Decorative Concrete Countertops
A concrete countertop
A concrete countertop
Photo courtesy redzonelabels/iStockPhoto

In the areas of form and function, laminates, solid-surface and granite don't measure up to concrete. It's hard, durable and heat-resistant, and it's impressively solid. Furthermore, it's not the same, tired upgrade granite. No other kitchen will have a countertop that's anything like yours.

If you've always dreamed of prepping dinner on a field of ocean blue, you can achieve that with a concrete countertop. Ditto if you want your countertop to match an antique pitcher, a fleck of color in your flooring or the shade of your first love's eyes. Think of the color selection in a paint store; the range of colors for concrete countertops is just as wide.

Adding pigments to concrete during the mixing phase produces a solid color countertop. Mixing in the pigment unevenly or using a trowel to add it in after the concrete is in the mold can achieve a variegated effect.

For more translucent color, substitute acid stains or dyes for pigments. These colorants are applied topically to the concrete after it has cured. The penetration into the concrete is extremely shallow, but acid stains and dyes distribute color shades and hues across the countertop surface in a manner that mimics nature.

The aggregates you choose, combined with a grind-and-polish finish method, are a great way to influence the final appearance of a concrete countertop. Aggregates are materials that bond with the sand and cement to add strength to concrete. For heavy-duty applications, like roads and building foundations, the aggregate is usually coarse gravel. Finer materials supply both strength and beauty in countertops, where appearance is as important as function. Grinding the countertop surface allows aggregates to peek through, revealing earthy river pebbles, luminescent marble chips or colored glass confetti. Polishing afterward gives the countertop a smooth, sleek finish.

For a truly personal touch, many people select meaningful artifacts or objects to imbed in the concrete. These items run the gamut from fossils and geodes to CDs and transmission parts.

­­Imbedded items aren't just decorative; they can be functional, too. A permanent trivet next to the stove is always ready to receive a hot pot. A pastry slab of marble beckons bakers and protects the concrete from oils and acids in dough. A removable cutting board stays firmly in place while you work.
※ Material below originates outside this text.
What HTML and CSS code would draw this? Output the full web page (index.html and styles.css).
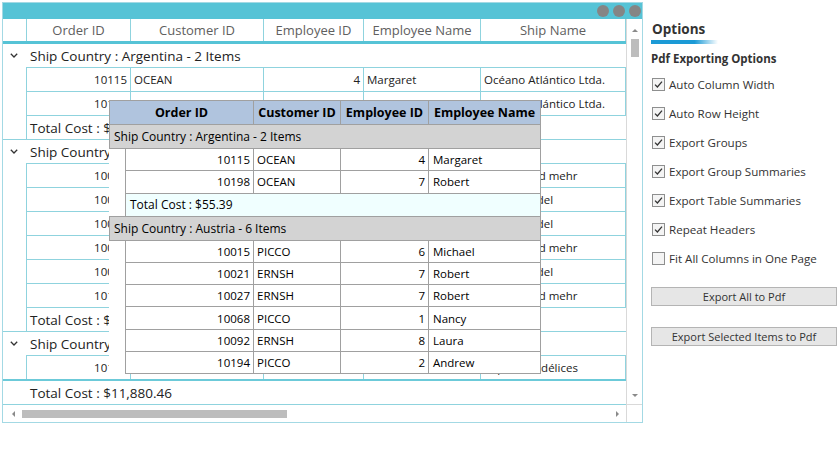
FILE: index.html
```html
<!DOCTYPE html>
<html>
<head>
<meta charset="utf-8">
<link rel="stylesheet" href="styles.css">
</head>
<body>
<div class="page">
  <div class="window">
    <div class="titlebar"><span class="dot"></span><span class="dot"></span><span class="dot"></span></div>
    <div class="middle">
      <div class="viewport">
        <div class="hdr">
          <div class="hc ind"></div>
          <div class="hc w1">Order ID</div>
          <div class="hc w2">Customer ID</div>
          <div class="hc w3">Employee ID</div>
          <div class="hc w4">Employee Name</div>
          <div class="hc w5">Ship Name</div>
        </div>
        <div class="body">
          <div class="group">
            <div class="ghead"><span class="chev"><svg width="8" height="5" viewBox="0 0 8 5"><polyline points="0.8,0.8 4,4 7.2,0.8" fill="none" stroke="#333" stroke-width="1.3"/></svg></span><span>Ship Country : Argentina - 2 Items</span></div>
            <div class="rows">
              <div class="row"><div class="c w1 num">10115</div><div class="c w2">OCEAN</div><div class="c w3 num">4</div><div class="c w4">Margaret</div><div class="c w5">Océano Atlántico Ltda.</div></div>
              <div class="row"><div class="c w1 num">10198</div><div class="c w2">OCEAN</div><div class="c w3 num">7</div><div class="c w4">Robert</div><div class="c w5">Océano Atlántico Ltda.</div></div>
              <div class="total">Total Cost : $55.39</div>
            </div>
          </div>
          <div class="group">
            <div class="ghead"><span class="chev"><svg width="8" height="5" viewBox="0 0 8 5"><polyline points="0.8,0.8 4,4 7.2,0.8" fill="none" stroke="#333" stroke-width="1.3"/></svg></span><span>Ship Country : Austria - 6 Items</span></div>
            <div class="rows">
              <div class="row"><div class="c w1 num">10015</div><div class="c w2">PICCO</div><div class="c w3 num">6</div><div class="c w4">Michael</div><div class="c w5">Piccolo und mehr</div></div>
              <div class="row"><div class="c w1 num">10021</div><div class="c w2">ERNSH</div><div class="c w3 num">7</div><div class="c w4">Robert</div><div class="c w5">Ernst Handel</div></div>
              <div class="row"><div class="c w1 num">10027</div><div class="c w2">ERNSH</div><div class="c w3 num">7</div><div class="c w4">Robert</div><div class="c w5">Ernst Handel</div></div>
              <div class="row"><div class="c w1 num">10068</div><div class="c w2">PICCO</div><div class="c w3 num">1</div><div class="c w4">Nancy</div><div class="c w5">Piccolo und mehr</div></div>
              <div class="row"><div class="c w1 num">10092</div><div class="c w2">ERNSH</div><div class="c w3 num">8</div><div class="c w4">Laura</div><div class="c w5">Ernst Handel</div></div>
              <div class="row"><div class="c w1 num">10194</div><div class="c w2">PICCO</div><div class="c w3 num">2</div><div class="c w4">Andrew</div><div class="c w5">Piccolo und mehr</div></div>
              <div class="total">Total Cost : $1,042.77</div>
            </div>
          </div>
          <div class="group">
            <div class="ghead"><span class="chev"><svg width="8" height="5" viewBox="0 0 8 5"><polyline points="0.8,0.8 4,4 7.2,0.8" fill="none" stroke="#333" stroke-width="1.3"/></svg></span><span>Ship Country : Belgium - 1 Items</span></div>
            <div class="rows">
              <div class="row"><div class="c w1 num">10105</div><div class="c w2">SUPRD</div><div class="c w3 num">3</div><div class="c w4">Janet</div><div class="c w5">Suprêmes délices</div></div>
              <div class="total">Total Cost : $87.12</div>
            </div>
          </div>
        </div>
        <div class="footer">Total Cost : $11,880.46</div>
      </div>
      <div class="vscroll">
        <span class="arr-up"></span>
        <span class="vthumb"></span>
        <span class="vspace"></span>
        <span class="arr-down"></span>
      </div>
    </div>
    <div class="bottom">
      <div class="hscroll">
        <span class="arr-left"></span>
        <span class="hthumb"></span>
        <span class="hspace"></span>
        <span class="arr-right"></span>
      </div>
      <div class="corner"></div>
    </div>

    <div class="drag">
      <div class="dhdr">
        <div class="dh d1">Order ID</div>
        <div class="dh d2">Customer ID</div>
        <div class="dh d3">Employee ID</div>
        <div class="dh d4">Employee Name</div>
      </div>
      <div class="dgroup">Ship Country : Argentina - 2 Items</div>
      <div class="drow"><div class="dc e1 num">10115</div><div class="dc e2">OCEAN</div><div class="dc e3 num">4</div><div class="dc e4">Margaret</div></div>
      <div class="drow"><div class="dc e1 num">10198</div><div class="dc e2">OCEAN</div><div class="dc e3 num">7</div><div class="dc e4">Robert</div></div>
      <div class="dtotal">Total Cost : $55.39</div>
      <div class="dgroup">Ship Country : Austria - 6 Items</div>
      <div class="drow"><div class="dc e1 num">10015</div><div class="dc e2">PICCO</div><div class="dc e3 num">6</div><div class="dc e4">Michael</div></div>
      <div class="drow"><div class="dc e1 num">10021</div><div class="dc e2">ERNSH</div><div class="dc e3 num">7</div><div class="dc e4">Robert</div></div>
      <div class="drow"><div class="dc e1 num">10027</div><div class="dc e2">ERNSH</div><div class="dc e3 num">7</div><div class="dc e4">Robert</div></div>
      <div class="drow"><div class="dc e1 num">10068</div><div class="dc e2">PICCO</div><div class="dc e3 num">1</div><div class="dc e4">Nancy</div></div>
      <div class="drow"><div class="dc e1 num">10092</div><div class="dc e2">ERNSH</div><div class="dc e3 num">8</div><div class="dc e4">Laura</div></div>
      <div class="drow"><div class="dc e1 num">10194</div><div class="dc e2">PICCO</div><div class="dc e3 num">2</div><div class="dc e4">Andrew</div></div>
    </div>
  </div>

  <div class="options">
    <div class="opt-title">Options</div>
    <div class="opt-bar"></div>
    <div class="opt-sub">Pdf Exporting Options</div>
    <div class="chk-list">
      <div class="chk"><span class="box"><svg width="11" height="11" viewBox="0 0 11 11"><polyline points="2,5.6 4.4,8 9,2.6" fill="none" stroke="#333" stroke-width="1.3"/></svg></span>Auto Column Width</div>
      <div class="chk"><span class="box"><svg width="11" height="11" viewBox="0 0 11 11"><polyline points="2,5.6 4.4,8 9,2.6" fill="none" stroke="#333" stroke-width="1.3"/></svg></span>Auto Row Height</div>
      <div class="chk"><span class="box"><svg width="11" height="11" viewBox="0 0 11 11"><polyline points="2,5.6 4.4,8 9,2.6" fill="none" stroke="#333" stroke-width="1.3"/></svg></span>Export Groups</div>
      <div class="chk"><span class="box"><svg width="11" height="11" viewBox="0 0 11 11"><polyline points="2,5.6 4.4,8 9,2.6" fill="none" stroke="#333" stroke-width="1.3"/></svg></span>Export Group Summaries</div>
      <div class="chk"><span class="box"><svg width="11" height="11" viewBox="0 0 11 11"><polyline points="2,5.6 4.4,8 9,2.6" fill="none" stroke="#333" stroke-width="1.3"/></svg></span>Export Table Summaries</div>
      <div class="chk"><span class="box"><svg width="11" height="11" viewBox="0 0 11 11"><polyline points="2,5.6 4.4,8 9,2.6" fill="none" stroke="#333" stroke-width="1.3"/></svg></span>Repeat Headers</div>
      <div class="chk"><span class="box"></span>Fit All Columns in One Page</div>
    </div>
    <div class="btn btn1">Export All to Pdf</div>
    <div class="btn btn2">Export Selected Items to Pdf</div>
  </div>
</div>
</body>
</html>
```
FILE: styles.css
```css
* { box-sizing: border-box; }
html, body { margin: 0; padding: 0; background: #fff; }
body {
  font-family: "Open Sans", "Noto Sans", sans-serif;
  color: #222;
  width: 840px;
  height: 450px;
  overflow: hidden;
}
.page { display: flex; align-items: flex-start; padding: 2px; }

/* grid window */
.window {
  position: relative;
  flex: none;
  width: 641px;
  height: 421px;
  border: 1px solid #a3d9e4;
  display: flex;
  flex-direction: column;
}
.titlebar {
  height: 16px;
  flex: none;
  background: #56c3d6;
  display: flex;
  justify-content: flex-end;
  align-items: center;
  gap: 4px;
  padding-right: 1px;
}
.dot { width: 12px; height: 12px; border-radius: 50%; background: #858585; }

.middle { height: 385px; flex: none; display: flex; }
.viewport { width: 623px; display: flex; flex-direction: column; }

.hdr {
  height: 25px;
  flex: none;
  display: flex;
  border-bottom: 3px solid #56c3d6;
}
.hc {
  border-right: 1px solid #8fd3de;
  display: flex;
  align-items: center;
  justify-content: center;
  font-size: 13px;
  color: #606060;
  white-space: nowrap;
}
.ind { width: 24px; }
.w1 { width: 104px; }
.w2 { width: 133px; }
.w3 { width: 100px; }
.w4 { width: 117px; }
.w5 { width: 145px; }

.body { flex: 1; overflow: hidden; }
.group { border-bottom: 1px solid #8fd3de; }
.ghead {
  height: 23px;
  display: flex;
  align-items: center;
  font-size: 13.5px;
  color: #222;
  white-space: nowrap;
}
.chev { width: 27px; padding-left: 7px; display: flex; align-items: center; }
.rows { margin-left: 23px; border-left: 1px solid #8fd3de; }
.row {
  height: 24px;
  border-top: 1px solid #8fd3de;
  display: flex;
  font-size: 11.5px;
  color: #222;
}
.c {
  border-right: 1px solid #8fd3de;
  display: flex;
  align-items: center;
  padding: 0 3px;
  white-space: nowrap;
  overflow: hidden;
}
.num { justify-content: flex-end; }
.total {
  height: 24px;
  border-top: 1px solid #8fd3de;
  padding-left: 3px;
  display: flex;
  align-items: center;
  font-size: 13.5px;
  color: #222;
}
.footer {
  height: 25px;
  flex: none;
  border-top: 2px solid #6ccad9;
  padding-left: 27px;
  display: flex;
  align-items: center;
  font-size: 13.5px;
  color: #222;
}

/* scrollbars */
.vscroll {
  width: 16px;
  border-left: 1px solid #d9d9d9;
  display: flex;
  flex-direction: column;
  align-items: center;
}
.arr-up {
  margin-top: 10px;
  width: 0; height: 0;
  border-left: 3px solid transparent;
  border-right: 3px solid transparent;
  border-bottom: 3px solid #8a8a8a;
}
.vthumb { margin-top: 7px; width: 8px; height: 18px; background: #bdbdbd; }
.vspace { flex: 1; }
.arr-down {
  margin-bottom: 7px;
  width: 0; height: 0;
  border-left: 3px solid transparent;
  border-right: 3px solid transparent;
  border-top: 3px solid #8a8a8a;
}
.bottom { height: 18px; flex: none; display: flex; }
.hscroll {
  width: 623px;
  border-top: 1px solid #8fd3de;
  display: flex;
  align-items: center;
  padding: 0 7px 0 9px;
}
.arr-left {
  width: 0; height: 0;
  border-top: 3px solid transparent;
  border-bottom: 3px solid transparent;
  border-right: 3px solid #8a8a8a;
}
.hthumb { margin-left: 7px; width: 265px; height: 8px; background: #bdbdbd; }
.hspace { flex: 1; }
.arr-right {
  width: 0; height: 0;
  border-top: 3px solid transparent;
  border-bottom: 3px solid transparent;
  border-left: 3px solid #8a8a8a;
}
.corner { width: 16px; border-top: 1px solid #d9d9d9; border-left: 1px solid #d9d9d9; }

/* drag preview */
.drag {
  position: absolute;
  left: 106px;
  top: 97px;
  width: 432px;
  background: #fff;
  color: #000;
}
.dhdr {
  display: flex;
  height: 24px;
  border: 1px solid #a0a0a0;
  border-bottom: none;
  background: #b0c4de;
  font-weight: 700;
  font-size: 12.5px;
}
.dh {
  display: flex;
  align-items: center;
  justify-content: center;
  border-right: 1px solid #a0a0a0;
  white-space: nowrap;
}
.d1 { width: 144px; }
.d2 { width: 87px; }
.d3 { width: 88px; }
.d4 { flex: 1; border-right: none; }
.dgroup {
  height: 25px;
  border: 1px solid #a0a0a0;
  background: #d3d3d3;
  display: flex;
  align-items: center;
  padding-left: 4px;
  font-size: 12px;
}
.drow {
  margin-left: 16px;
  height: 22.3px;
  border-left: 1px solid #a0a0a0;
  border-right: 1px solid #a0a0a0;
  border-bottom: 1px solid #a0a0a0;
  display: flex;
  font-size: 11.5px;
}
.dc {
  display: flex;
  align-items: center;
  padding: 0 3px;
  border-right: 1px solid #a0a0a0;
  white-space: nowrap;
}
.e1 { width: 128px; }
.e2 { width: 87px; }
.e3 { width: 88px; }
.e4 { flex: 1; border-right: none; padding-left: 4px; }
.dtotal {
  margin-left: 16px;
  height: 22px;
  border-left: 1px solid #a0a0a0;
  border-right: 1px solid #a0a0a0;
  background: #f0ffff;
  padding-left: 4px;
  display: flex;
  align-items: center;
  font-size: 12px;
}

/* options panel */
.options {
  margin-left: 8px;
  width: 186px;
  flex: none;
  display: flex;
  flex-direction: column;
  color: #333;
}
.opt-title {
  margin-top: 17px;
  padding-left: 1px;
  font-weight: 700;
  font-size: 13.5px;
  line-height: 20px;
}
.opt-bar {
  margin-top: 1px;
  width: 67px;
  height: 4px;
  background: linear-gradient(to right, #1b9ad6 0%, #1b9ad6 65%, rgba(27, 154, 214, 0) 100%);
}
.opt-sub {
  margin-top: 6px;
  font-weight: 700;
  font-size: 11.5px;
  line-height: 18px;
}
.chk-list { margin-top: 2px; }
.chk {
  height: 29px;
  display: flex;
  align-items: center;
  gap: 4px;
  padding-left: 1px;
  font-size: 11.6px;
  white-space: nowrap;
}
.box {
  width: 13px;
  height: 13px;
  border: 1px solid #8e8f8f;
  background: #f4f4f4;
  display: flex;
  align-items: center;
  justify-content: center;
}
.btn {
  height: 19px;
  border: 1px solid #b4b4b4;
  background: #e6e6e6;
  font-size: 11px;
  display: flex;
  align-items: center;
  justify-content: center;
  color: #333;
}
.btn1 { margin-top: 14px; }
.btn2 { margin-top: 21px; }
```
Because concrete starts as a fluid mixture, it takes the shape of its mold. Through the structure of the mold, you can integrate other functionalities into a concrete countertop, like a drain board that slopes to the sink, a trough to hold eggs and convenient storage for knives.

Concrete's plasticity also allows you to think beyond the typical rectangle countertop with a bull nose edge. Cast in concrete, your countertop can take on curves, angles and a vertical sink face. The edges can show a Florentine relief, geometric pattern or spell out a favorite saying. If you can craft it into the mold, you can replicate it in your countertop.